Goal>
Your task is to copy the listing exactly. Drop any pictures from the copy.

Dataset excerpt>

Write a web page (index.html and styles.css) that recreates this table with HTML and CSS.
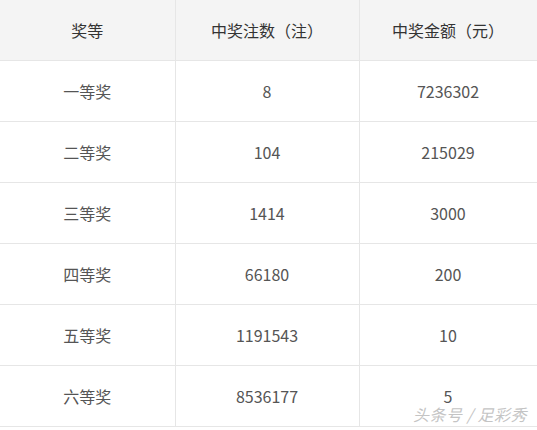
FILE: index.html
```html
<!DOCTYPE html>
<html lang="zh-CN">
<head>
<meta charset="utf-8">
<link rel="stylesheet" href="styles.css">
</head>
<body>
<div class="wrap">
  <table class="prize">
    <colgroup>
      <col class="c1"><col class="c2"><col class="c3">
    </colgroup>
    <thead>
      <tr><th>奖等</th><th>中奖注数（注）</th><th>中奖金额（元）</th></tr>
    </thead>
    <tbody>
      <tr><td>一等奖</td><td>8</td><td>7236302</td></tr>
      <tr><td>二等奖</td><td>104</td><td>215029</td></tr>
      <tr><td>三等奖</td><td>1414</td><td>3000</td></tr>
      <tr><td>四等奖</td><td>66180</td><td>200</td></tr>
      <tr><td>五等奖</td><td>1191543</td><td>10</td></tr>
      <tr><td>六等奖</td><td>8536177</td><td>5</td></tr>
    </tbody>
  </table>
  <div class="watermark">头条号 / 足彩秀</div>
</div>
</body>
</html>
```
FILE: styles.css
```css
html, body {
  margin: 0;
  padding: 0;
  background: #ffffff;
}
body {
  font-family: "Noto Sans CJK SC", "Noto Sans", sans-serif;
}
.wrap {
  position: relative;
  width: 537px;
  height: 430px;
  overflow: hidden;
}
.prize {
  border-collapse: collapse;
  table-layout: fixed;
  width: 537px;
}
.c1 { width: 175px; }
.c2 { width: 184px; }
.c3 { width: 178px; }
.prize th,
.prize td {
  height: 60px;
  padding: 0;
  text-align: center;
  vertical-align: middle;
  border-bottom: 1px solid #e6e6e6;
  border-right: 1px solid #e6e6e6;
  font-size: 16px;
  line-height: 20px;
}
.prize th {
  background: #f4f4f4;
  color: #333333;
  font-weight: normal;
}
.prize td {
  color: #555555;
}
.watermark {
  position: absolute;
  right: 10px;
  top: 405px;
  font-size: 16px;
  line-height: 18px;
  color: #c4c4c4;
  font-style: italic;
  letter-spacing: 0.5px;
}
```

Expected answer>
Write a web page (index.html and styles.css) that recreates this table with HTML and CSS.
FILE: index.html
```html
<!DOCTYPE html>
<html lang="zh-CN">
<head>
<meta charset="utf-8">
<link rel="stylesheet" href="styles.css">
</head>
<body>
<div class="wrap">
  <table class="prize">
    <colgroup>
      <col class="c1"><col class="c2"><col class="c3">
    </colgroup>
    <thead>
      <tr><th>奖等</th><th>中奖注数（注）</th><th>中奖金额（元）</th></tr>
    </thead>
    <tbody>
      <tr><td>一等奖</td><td>8</td><td>7236302</td></tr>
      <tr><td>二等奖</td><td>104</td><td>215029</td></tr>
      <tr><td>三等奖</td><td>1414</td><td>3000</td></tr>
      <tr><td>四等奖</td><td>66180</td><td>200</td></tr>
      <tr><td>五等奖</td><td>1191543</td><td>10</td></tr>
      <tr><td>六等奖</td><td>8536177</td><td>5</td></tr>
    </tbody>
  </table>
  <div class="watermark">头条号 / 足彩秀</div>
</div>
</body>
</html>
```
FILE: styles.css
```css
html, body {
  margin: 0;
  padding: 0;
  background: #ffffff;
}
body {
  font-family: "Noto Sans CJK SC", "Noto Sans", sans-serif;
}
.wrap {
  position: relative;
  width: 537px;
  height: 430px;
  overflow: hidden;
}
.prize {
  border-collapse: collapse;
  table-layout: fixed;
  width: 537px;
}
.c1 { width: 175px; }
.c2 { width: 184px; }
.c3 { width: 178px; }
.prize th,
.prize td {
  height: 60px;
  padding: 0;
  text-align: center;
  vertical-align: middle;
  border-bottom: 1px solid #e6e6e6;
  border-right: 1px solid #e6e6e6;
  font-size: 16px;
  line-height: 20px;
}
.prize th {
  background: #f4f4f4;
  color: #333333;
  font-weight: normal;
}
.prize td {
  color: #555555;
}
.watermark {
  position: absolute;
  right: 10px;
  top: 405px;
  font-size: 16px;
  line-height: 18px;
  color: #c4c4c4;
  font-style: italic;
  letter-spacing: 0.5px;
}
```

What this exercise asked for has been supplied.